§ Task details
Reproduce the records below in full and exactly, without their images.

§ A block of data

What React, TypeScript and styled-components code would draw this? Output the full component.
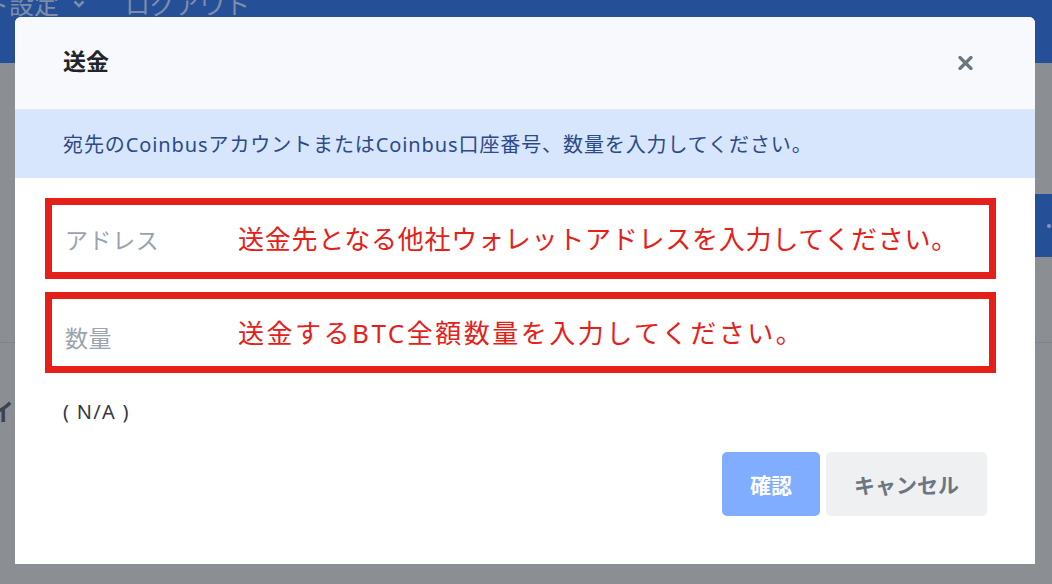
import styled, { createGlobalStyle } from "styled-components";

const GlobalStyle = createGlobalStyle`
  html, body {
    margin: 0;
    padding: 0;
    overflow: hidden;
  }
  body {
    font-family: "Noto Sans", "Noto Sans CJK JP", sans-serif;
  }
`;

const colors = {
  navBlue: "#254f96",
  backdrop: "#8b8e93",
  headerBg: "#f8f9fd",
  infoBg: "#d7e5fd",
  infoText: "#2b4a88",
  red: "#e52019",
  label: "#9aa3ae",
  primary: "#80adff",
  light: "#eff0f2",
  muted: "#6c7683",
};

/* background page, seen through the dimmed backdrop */
const Page = styled.div`
  position: relative;
  width: 100vw;
  height: 100vh;
  overflow: hidden;
  background: ${colors.backdrop};
  display: flex;
  flex-direction: column;
`;

const Nav = styled.nav`
  height: 63px;
  flex-shrink: 0;
  background: ${colors.navBlue};
  display: flex;
  align-items: flex-start;
  gap: 40px;
  font-size: 25px;
  color: #7f8dab;
  overflow: hidden;
`;

const NavItem = styled.span<{ $offset?: number }>`
  display: flex;
  align-items: center;
  gap: 14px;
  margin-top: -13px;
  line-height: 34px;
  margin-left: ${(p) => p.$offset ?? 0}px;
`;

const BgContent = styled.div`
  flex: 1;
  display: flex;
  flex-direction: column;
`;

const BgButtonRow = styled.div`
  display: flex;
  justify-content: flex-end;
  padding-top: 131px;
`;

const BgButton = styled.div`
  width: 60px;
  height: 63px;
  background: ${colors.navBlue};
  display: flex;
  align-items: center;
  justify-content: flex-end;
  padding-right: 1px;
  box-sizing: border-box;
  &::after {
    content: "";
    width: 4px;
    height: 4px;
    border-radius: 50%;
    background: #8a97b5;
  }
`;

const BgDivider = styled.div`
  margin-top: 85px;
  height: 1px;
  background: #7d828d;
`;

const BgHeading = styled.div`
  margin-top: 50px;
  margin-left: -10px;
  font-size: 24px;
  font-weight: 700;
  color: #3c4250;
`;

/* modal */
const Modal = styled.div`
  position: absolute;
  top: 17px;
  left: 15px;
  width: 1020px;
  height: 547px;
  background: #fff;
  border-radius: 6px 6px 0 0;
  overflow: hidden;
  display: flex;
  flex-direction: column;
`;

const ModalHeader = styled.div`
  height: 92px;
  flex-shrink: 0;
  background: ${colors.headerBg};
  border-bottom: 1px solid #e3e7ee;
  display: flex;
  align-items: center;
  justify-content: space-between;
  padding: 0 62px 0 48px;
`;

const Title = styled.h2`
  margin: 0 0 6px;
  font-size: 23px;
  font-weight: 700;
  color: #212529;
`;

const CloseButton = styled.button`
  border: none;
  background: none;
  padding: 0;
  display: flex;
  cursor: pointer;
`;

const InfoBand = styled.div`
  height: 68px;
  flex-shrink: 0;
  background: ${colors.infoBg};
  display: flex;
  align-items: center;
  padding-left: 48px;
  padding-bottom: 2px;
  box-sizing: border-box;
  font-size: 20px;
  letter-spacing: 0.9px;
  color: ${colors.infoText};
`;

const ModalBody = styled.div`
  padding: 20px 39px 0 30px;
  display: flex;
  flex-direction: column;
  gap: 13px;
`;

const FieldBox = styled.div`
  height: 81px;
  box-sizing: border-box;
  border: 7px solid ${colors.red};
  display: flex;
  align-items: center;
  padding-left: 13px;
`;

const FieldLabel = styled.span<{ $shift?: number }>`
  width: 173px;
  flex-shrink: 0;
  font-size: 23px;
  letter-spacing: 0.6px;
  color: ${colors.label};
  margin-top: ${(p) => p.$shift ?? 0}px;
`;

const Note = styled.span<{ $spacing?: number }>`
  font-size: 26px;
  color: ${colors.red};
  letter-spacing: ${(p) => p.$spacing ?? 0}px;
  margin-top: -2px;
  white-space: nowrap;
`;

const Balance = styled.div`
  margin: 14px 0 0 18px;
  font-size: 20px;
  line-height: 24px;
  letter-spacing: 1.3px;
  color: #343a40;
`;

const Footer = styled.div`
  display: flex;
  justify-content: flex-end;
  gap: 6px;
  margin: 15px 9px 0 0;
`;

const Button = styled.button<{ $variant: "primary" | "light" }>`
  height: 64px;
  border: none;
  border-radius: 5px;
  padding: 0 28px;
  font-family: inherit;
  font-size: 21px;
  font-weight: 700;
  background: ${(p) => (p.$variant === "primary" ? colors.primary : colors.light)};
  color: ${(p) => (p.$variant === "primary" ? "#fff" : colors.muted)};
  cursor: pointer;
`;

const Chevron = () => (
  <svg width="12" height="8" viewBox="0 0 12 8">
    <path d="M1.5 1.5 6 6l4.5-4.5" fill="none" stroke="#7f8dab" strokeWidth="2.6" />
  </svg>
);

const CloseIcon = () => (
  <svg width="15" height="14" viewBox="0 0 15 14">
    <path d="M2 1.5 13 12.5M13 1.5 2 12.5" stroke="#6c7683" strokeWidth="3.2" strokeLinecap="round" />
  </svg>
);

const App = () => {
  return (
    <Page>
      <GlobalStyle />
      <Nav>
        <NavItem $offset={-16}>
          ト設定 <Chevron />
        </NavItem>
        <NavItem>ログアウト</NavItem>
      </Nav>
      <BgContent>
        <BgButtonRow>
          <BgButton />
        </BgButtonRow>
        <BgDivider />
        <BgHeading>イ.</BgHeading>
      </BgContent>

      <Modal>
        <ModalHeader>
          <Title>送金</Title>
          <CloseButton>
            <CloseIcon />
          </CloseButton>
        </ModalHeader>
        <InfoBand>宛先のCoinbusアカウントまたはCoinbus口座番号、数量を入力してください。</InfoBand>
        <ModalBody>
          <FieldBox>
            <FieldLabel>アドレス</FieldLabel>
            <Note $spacing={0.75}>送金先となる他社ウォレットアドレスを入力してください。</Note>
          </FieldBox>
          <FieldBox>
            <FieldLabel $shift={8}>数量</FieldLabel>
            <Note $spacing={2.5}>送金するBTC全額数量を入力してください。</Note>
          </FieldBox>
          <Balance>( N/A )</Balance>
          <Footer>
            <Button $variant="primary">確認</Button>
            <Button $variant="light">キャンセル</Button>
          </Footer>
        </ModalBody>
      </Modal>
    </Page>
  );
};

export default App;
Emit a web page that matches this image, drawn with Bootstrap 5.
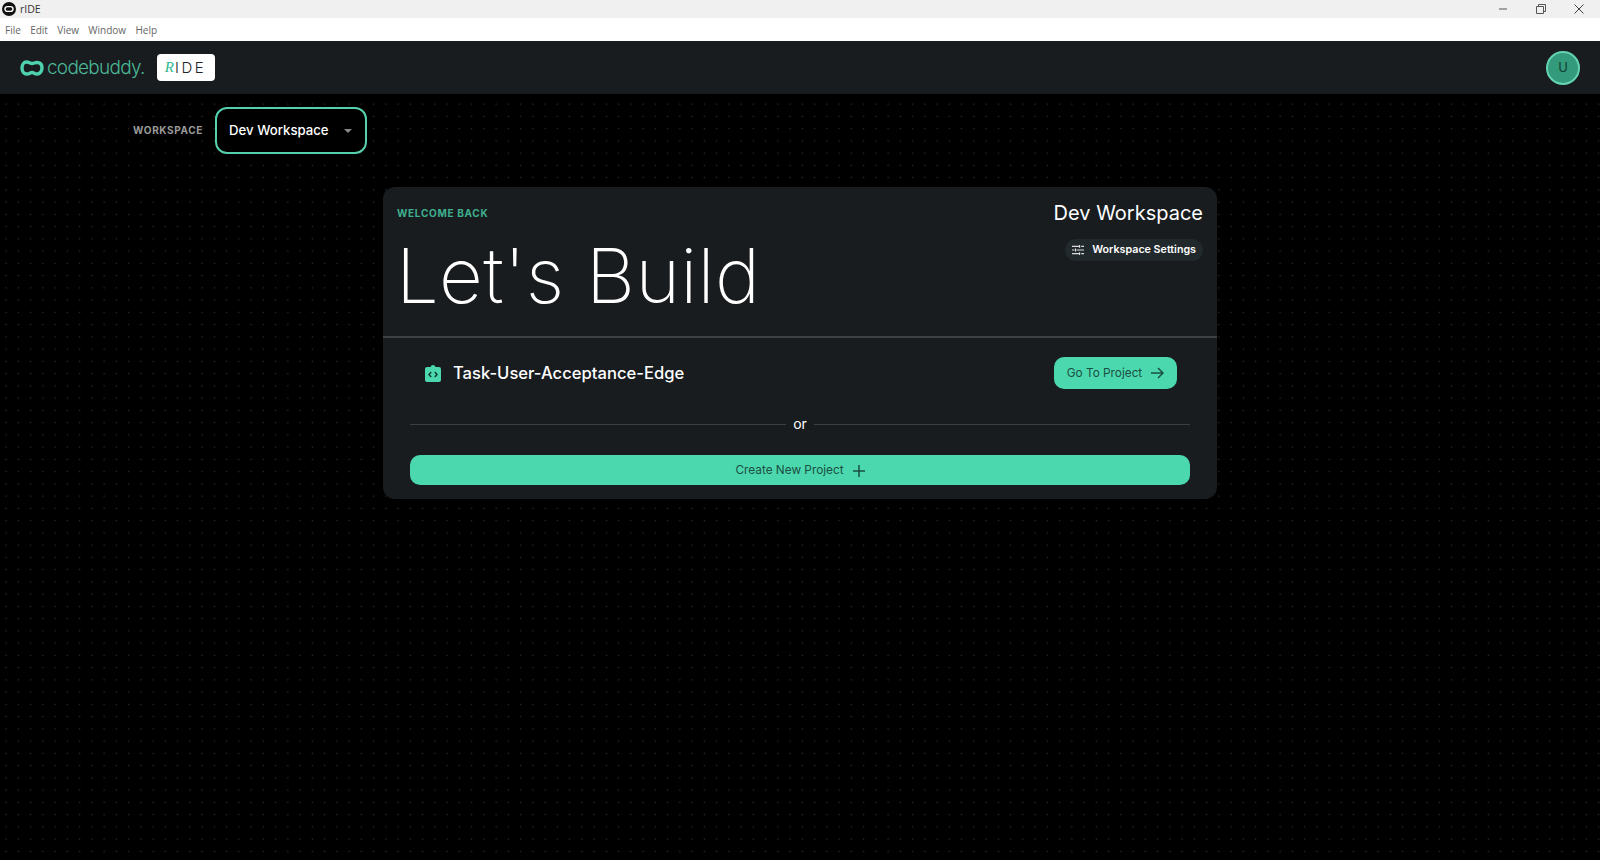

§ Exercise answer
What React, TypeScript and styled-components code would draw this? Output the full component.
import styled, { createGlobalStyle } from "styled-components";

const GlobalStyle = createGlobalStyle`
  html, body {
    margin: 0;
    padding: 0;
    overflow: hidden;
  }
  body {
    font-family: "Noto Sans", "Noto Sans CJK JP", sans-serif;
  }
`;

const colors = {
  navBlue: "#254f96",
  backdrop: "#8b8e93",
  headerBg: "#f8f9fd",
  infoBg: "#d7e5fd",
  infoText: "#2b4a88",
  red: "#e52019",
  label: "#9aa3ae",
  primary: "#80adff",
  light: "#eff0f2",
  muted: "#6c7683",
};

/* background page, seen through the dimmed backdrop */
const Page = styled.div`
  position: relative;
  width: 100vw;
  height: 100vh;
  overflow: hidden;
  background: ${colors.backdrop};
  display: flex;
  flex-direction: column;
`;

const Nav = styled.nav`
  height: 63px;
  flex-shrink: 0;
  background: ${colors.navBlue};
  display: flex;
  align-items: flex-start;
  gap: 40px;
  font-size: 25px;
  color: #7f8dab;
  overflow: hidden;
`;

const NavItem = styled.span<{ $offset?: number }>`
  display: flex;
  align-items: center;
  gap: 14px;
  margin-top: -13px;
  line-height: 34px;
  margin-left: ${(p) => p.$offset ?? 0}px;
`;

const BgContent = styled.div`
  flex: 1;
  display: flex;
  flex-direction: column;
`;

const BgButtonRow = styled.div`
  display: flex;
  justify-content: flex-end;
  padding-top: 131px;
`;

const BgButton = styled.div`
  width: 60px;
  height: 63px;
  background: ${colors.navBlue};
  display: flex;
  align-items: center;
  justify-content: flex-end;
  padding-right: 1px;
  box-sizing: border-box;
  &::after {
    content: "";
    width: 4px;
    height: 4px;
    border-radius: 50%;
    background: #8a97b5;
  }
`;

const BgDivider = styled.div`
  margin-top: 85px;
  height: 1px;
  background: #7d828d;
`;

const BgHeading = styled.div`
  margin-top: 50px;
  margin-left: -10px;
  font-size: 24px;
  font-weight: 700;
  color: #3c4250;
`;

/* modal */
const Modal = styled.div`
  position: absolute;
  top: 17px;
  left: 15px;
  width: 1020px;
  height: 547px;
  background: #fff;
  border-radius: 6px 6px 0 0;
  overflow: hidden;
  display: flex;
  flex-direction: column;
`;

const ModalHeader = styled.div`
  height: 92px;
  flex-shrink: 0;
  background: ${colors.headerBg};
  border-bottom: 1px solid #e3e7ee;
  display: flex;
  align-items: center;
  justify-content: space-between;
  padding: 0 62px 0 48px;
`;

const Title = styled.h2`
  margin: 0 0 6px;
  font-size: 23px;
  font-weight: 700;
  color: #212529;
`;

const CloseButton = styled.button`
  border: none;
  background: none;
  padding: 0;
  display: flex;
  cursor: pointer;
`;

const InfoBand = styled.div`
  height: 68px;
  flex-shrink: 0;
  background: ${colors.infoBg};
  display: flex;
  align-items: center;
  padding-left: 48px;
  padding-bottom: 2px;
  box-sizing: border-box;
  font-size: 20px;
  letter-spacing: 0.9px;
  color: ${colors.infoText};
`;

const ModalBody = styled.div`
  padding: 20px 39px 0 30px;
  display: flex;
  flex-direction: column;
  gap: 13px;
`;

const FieldBox = styled.div`
  height: 81px;
  box-sizing: border-box;
  border: 7px solid ${colors.red};
  display: flex;
  align-items: center;
  padding-left: 13px;
`;

const FieldLabel = styled.span<{ $shift?: number }>`
  width: 173px;
  flex-shrink: 0;
  font-size: 23px;
  letter-spacing: 0.6px;
  color: ${colors.label};
  margin-top: ${(p) => p.$shift ?? 0}px;
`;

const Note = styled.span<{ $spacing?: number }>`
  font-size: 26px;
  color: ${colors.red};
  letter-spacing: ${(p) => p.$spacing ?? 0}px;
  margin-top: -2px;
  white-space: nowrap;
`;

const Balance = styled.div`
  margin: 14px 0 0 18px;
  font-size: 20px;
  line-height: 24px;
  letter-spacing: 1.3px;
  color: #343a40;
`;

const Footer = styled.div`
  display: flex;
  justify-content: flex-end;
  gap: 6px;
  margin: 15px 9px 0 0;
`;

const Button = styled.button<{ $variant: "primary" | "light" }>`
  height: 64px;
  border: none;
  border-radius: 5px;
  padding: 0 28px;
  font-family: inherit;
  font-size: 21px;
  font-weight: 700;
  background: ${(p) => (p.$variant === "primary" ? colors.primary : colors.light)};
  color: ${(p) => (p.$variant === "primary" ? "#fff" : colors.muted)};
  cursor: pointer;
`;

const Chevron = () => (
  <svg width="12" height="8" viewBox="0 0 12 8">
    <path d="M1.5 1.5 6 6l4.5-4.5" fill="none" stroke="#7f8dab" strokeWidth="2.6" />
  </svg>
);

const CloseIcon = () => (
  <svg width="15" height="14" viewBox="0 0 15 14">
    <path d="M2 1.5 13 12.5M13 1.5 2 12.5" stroke="#6c7683" strokeWidth="3.2" strokeLinecap="round" />
  </svg>
);

const App = () => {
  return (
    <Page>
      <GlobalStyle />
      <Nav>
        <NavItem $offset={-16}>
          ト設定 <Chevron />
        </NavItem>
        <NavItem>ログアウト</NavItem>
      </Nav>
      <BgContent>
        <BgButtonRow>
          <BgButton />
        </BgButtonRow>
        <BgDivider />
        <BgHeading>イ.</BgHeading>
      </BgContent>

      <Modal>
        <ModalHeader>
          <Title>送金</Title>
          <CloseButton>
            <CloseIcon />
          </CloseButton>
        </ModalHeader>
        <InfoBand>宛先のCoinbusアカウントまたはCoinbus口座番号、数量を入力してください。</InfoBand>
        <ModalBody>
          <FieldBox>
            <FieldLabel>アドレス</FieldLabel>
            <Note $spacing={0.75}>送金先となる他社ウォレットアドレスを入力してください。</Note>
          </FieldBox>
          <FieldBox>
            <FieldLabel $shift={8}>数量</FieldLabel>
            <Note $spacing={2.5}>送金するBTC全額数量を入力してください。</Note>
          </FieldBox>
          <Balance>( N/A )</Balance>
          <Footer>
            <Button $variant="primary">確認</Button>
            <Button $variant="light">キャンセル</Button>
          </Footer>
        </ModalBody>
      </Modal>
    </Page>
  );
};

export default App;
Emit a web page that matches this image, drawn with Bootstrap 5.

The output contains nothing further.